A captain's apparent midair seizure forced five strangers to pin him down with seatbelts for a grueling 40 minutes, while the first officer flew the De Havilland Q400 to Boston alone. The harrowing incident highlights the high-stakes pressure placed on single pilots when a dual-crew system suddenly loses its captain.

Air Canada Flight AC7664, operated by regional partner PAL Airlines, was carrying 61 passengers from Newark Liberty International Airport to Halifax, Nova Scotia, on 24 June when the captain became incapacitated and was dragged out of the flight deck by a flight attendant, according to passenger accounts and an Air Canada statement.

Rodney McDonald, a passenger seated in the front row, told ABC News that he and four other travellers helped restrain the captain for roughly 40 minutes as a registered nurse on board directed the response. 'It was really horrifying,' McDonald said.

The 40-Minute Restraint

The aircraft 'swerved' before passengers understood what was happening, McDonald said, describing repeated jolts that did not feel like turbulence. A flight attendant then entered the cockpit and pulled the captain into the aisle.

McDonald said the group worked to keep the captain still as he convulsed, using every seatbelt they could find to secure his arms, legs, and chest. The captain was 'out of control physically, not violently', McDonald told ABC News, and was not coherent until just before landing.

The US Centers for Disease Control and Prevention (CDC) advises against holding down a person having a seizure, because restraint can cause injury. The agency recommends clearing the area, turning the person gently on their side, and keeping the airway clear.

Why The Captain Was Removed From The Flight Deck

Air Canada said in a statement that the captain experienced a medical issue and was removed from the flight deck 'as per safety protocols'. The first officer took control, declared a diversion, and landed at Boston Logan International Airport without incident. The captain was taken to a Boston hospital.

The aircraft was a De Havilland Dash 8 Q400 turboprop, a workhorse on Canadian regional routes that frequently services transborder flights into the US. PAL Airlines operates the type for Air Canada Express, mirroring the regional-carrier structure used by every major US legacy airline.

The Lone First Officer Question

The incident has reignited a quieter policy fight playing out at the Federal Aviation Administration (FAA).

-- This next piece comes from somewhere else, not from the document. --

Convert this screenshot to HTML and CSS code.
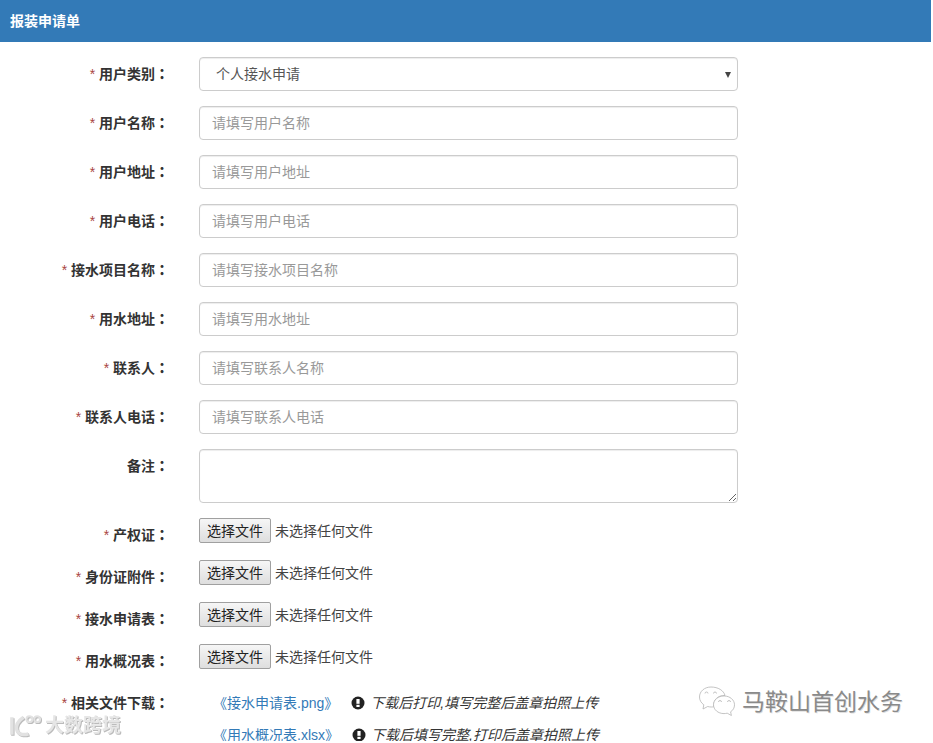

Manufacturers like Airbus, alongside European regulators, have spent years studying 'reduced crew operations' for cargo and short-haul flights. However, after a critical safety study concluded that solo pilots could not match dual-crew safety, the European Union Aviation Safety Agency (EASA) officially shelved its near-term push, delaying any potential implementation to 2030 at the earliest.

The Air Line Pilots Association (ALPA), the largest pilot union in North America, has fought the push. ALPA cites data from FAA Advisory Circular 25.1523 showing that of 32 pilot incapacitation occurrences in single-pilot commercial operations between 1980 and 1989, all 32 resulted in fatalities. Over the same period, 51 incapacitation events in two-pilot scheduled airline operations all ended in safe recoveries.

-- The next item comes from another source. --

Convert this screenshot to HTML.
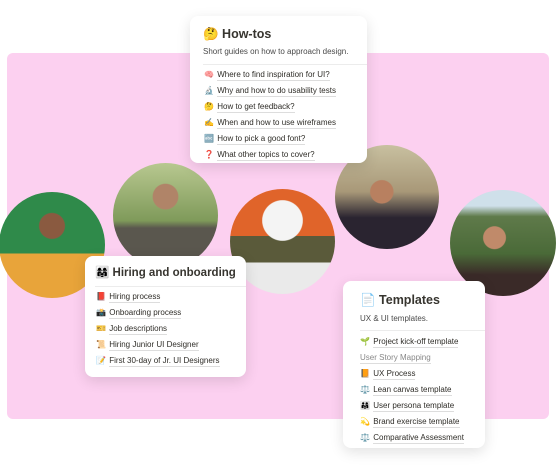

US federal regulations still require at least two qualified pilots in the cockpit of large passenger and cargo aircraft. An aerospace industry post on X questioned whether the AC7664 episode reveals 'single-pilot incapacitation procedures and crew resource gaps on regional operations'.

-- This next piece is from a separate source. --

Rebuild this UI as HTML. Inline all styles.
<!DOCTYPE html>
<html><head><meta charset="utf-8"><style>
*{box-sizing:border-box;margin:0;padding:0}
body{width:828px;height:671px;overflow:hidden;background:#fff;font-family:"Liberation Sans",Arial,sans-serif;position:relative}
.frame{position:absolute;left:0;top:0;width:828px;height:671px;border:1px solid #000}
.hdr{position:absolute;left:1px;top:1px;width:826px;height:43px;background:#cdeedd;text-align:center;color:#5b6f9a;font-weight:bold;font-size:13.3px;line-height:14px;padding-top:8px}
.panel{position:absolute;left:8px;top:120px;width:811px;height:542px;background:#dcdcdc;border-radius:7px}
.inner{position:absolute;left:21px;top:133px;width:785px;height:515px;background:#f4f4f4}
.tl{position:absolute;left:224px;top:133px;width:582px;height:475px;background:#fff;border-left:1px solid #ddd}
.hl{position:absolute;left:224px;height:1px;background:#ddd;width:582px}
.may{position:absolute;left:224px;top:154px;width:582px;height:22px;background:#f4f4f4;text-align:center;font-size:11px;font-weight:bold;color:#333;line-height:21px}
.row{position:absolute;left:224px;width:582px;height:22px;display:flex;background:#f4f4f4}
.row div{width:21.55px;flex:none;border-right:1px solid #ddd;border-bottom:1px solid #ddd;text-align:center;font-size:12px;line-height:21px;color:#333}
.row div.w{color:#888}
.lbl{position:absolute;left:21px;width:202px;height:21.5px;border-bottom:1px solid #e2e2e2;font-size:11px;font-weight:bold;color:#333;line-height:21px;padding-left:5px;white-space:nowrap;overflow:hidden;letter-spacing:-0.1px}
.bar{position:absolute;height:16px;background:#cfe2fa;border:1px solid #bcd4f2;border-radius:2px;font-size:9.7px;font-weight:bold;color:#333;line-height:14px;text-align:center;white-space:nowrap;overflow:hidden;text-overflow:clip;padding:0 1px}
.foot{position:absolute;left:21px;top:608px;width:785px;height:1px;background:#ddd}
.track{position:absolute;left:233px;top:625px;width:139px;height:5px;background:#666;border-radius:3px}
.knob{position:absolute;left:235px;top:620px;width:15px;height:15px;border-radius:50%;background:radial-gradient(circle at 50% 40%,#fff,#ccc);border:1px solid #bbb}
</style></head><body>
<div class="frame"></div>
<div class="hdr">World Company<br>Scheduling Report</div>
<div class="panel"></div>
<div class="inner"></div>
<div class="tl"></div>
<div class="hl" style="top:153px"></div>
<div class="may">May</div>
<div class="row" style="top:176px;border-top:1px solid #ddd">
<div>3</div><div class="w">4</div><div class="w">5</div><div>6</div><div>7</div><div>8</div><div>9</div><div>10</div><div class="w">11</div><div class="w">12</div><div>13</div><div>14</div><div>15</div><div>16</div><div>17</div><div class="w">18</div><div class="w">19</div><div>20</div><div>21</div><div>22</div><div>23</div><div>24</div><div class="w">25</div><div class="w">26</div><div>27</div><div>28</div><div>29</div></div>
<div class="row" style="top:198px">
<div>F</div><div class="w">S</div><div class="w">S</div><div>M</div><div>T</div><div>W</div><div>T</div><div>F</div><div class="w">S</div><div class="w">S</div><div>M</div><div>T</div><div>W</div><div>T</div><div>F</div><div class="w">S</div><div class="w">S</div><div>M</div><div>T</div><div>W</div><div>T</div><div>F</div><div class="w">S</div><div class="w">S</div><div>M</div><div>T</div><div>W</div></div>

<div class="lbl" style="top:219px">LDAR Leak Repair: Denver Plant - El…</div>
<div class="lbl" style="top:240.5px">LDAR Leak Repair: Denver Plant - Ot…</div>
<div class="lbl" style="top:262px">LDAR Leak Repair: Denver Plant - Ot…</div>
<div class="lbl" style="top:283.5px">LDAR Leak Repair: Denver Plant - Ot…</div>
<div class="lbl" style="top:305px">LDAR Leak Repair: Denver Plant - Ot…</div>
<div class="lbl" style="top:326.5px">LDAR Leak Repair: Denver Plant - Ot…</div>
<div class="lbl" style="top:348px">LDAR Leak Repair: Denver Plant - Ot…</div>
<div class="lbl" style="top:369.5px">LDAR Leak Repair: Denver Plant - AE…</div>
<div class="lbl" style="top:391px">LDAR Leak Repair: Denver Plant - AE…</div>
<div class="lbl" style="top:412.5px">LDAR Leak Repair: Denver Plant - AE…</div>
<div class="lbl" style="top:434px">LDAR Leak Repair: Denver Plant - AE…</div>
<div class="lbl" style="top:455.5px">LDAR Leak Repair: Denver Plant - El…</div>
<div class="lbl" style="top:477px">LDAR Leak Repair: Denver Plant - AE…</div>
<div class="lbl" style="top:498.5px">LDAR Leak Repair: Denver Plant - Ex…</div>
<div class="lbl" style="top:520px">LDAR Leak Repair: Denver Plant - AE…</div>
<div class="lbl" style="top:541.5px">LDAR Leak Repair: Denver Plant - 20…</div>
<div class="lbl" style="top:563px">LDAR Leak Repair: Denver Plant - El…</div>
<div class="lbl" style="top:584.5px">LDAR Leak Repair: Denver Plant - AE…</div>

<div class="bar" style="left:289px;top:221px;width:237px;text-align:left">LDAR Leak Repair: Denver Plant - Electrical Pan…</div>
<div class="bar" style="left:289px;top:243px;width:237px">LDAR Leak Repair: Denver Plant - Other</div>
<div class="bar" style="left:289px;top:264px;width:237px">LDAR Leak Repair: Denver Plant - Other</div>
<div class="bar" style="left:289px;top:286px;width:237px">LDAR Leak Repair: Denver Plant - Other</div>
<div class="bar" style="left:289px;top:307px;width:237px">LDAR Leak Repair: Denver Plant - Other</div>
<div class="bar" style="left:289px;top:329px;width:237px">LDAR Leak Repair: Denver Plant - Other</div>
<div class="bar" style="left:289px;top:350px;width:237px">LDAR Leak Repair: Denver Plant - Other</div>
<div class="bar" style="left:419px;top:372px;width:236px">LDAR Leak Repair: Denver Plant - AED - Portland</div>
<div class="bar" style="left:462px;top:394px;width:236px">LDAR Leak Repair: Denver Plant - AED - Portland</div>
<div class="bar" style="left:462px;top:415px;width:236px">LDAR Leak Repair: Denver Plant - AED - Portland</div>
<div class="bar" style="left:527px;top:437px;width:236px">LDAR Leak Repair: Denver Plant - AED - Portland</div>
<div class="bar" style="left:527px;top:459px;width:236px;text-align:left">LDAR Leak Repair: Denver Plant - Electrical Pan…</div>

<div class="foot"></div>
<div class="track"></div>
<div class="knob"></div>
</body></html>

What This Means For US Regional Flyers

Every American who boards a regional flight at Newark, LaGuardia, Reagan National, or Logan flies under the same two-pilot rule that saved AC7664 FAA Two-Pilot Mandate. The captain's collapse worked out because a trained first officer was already in the right seat, a flight attendant could physically remove him, and a registered nurse happened to be in coach.

The FAA has not signalled any move toward single-pilot scheduled passenger service. The aviation industry has, and AC7664 just handed pilot unions their strongest real-world counter-example in years.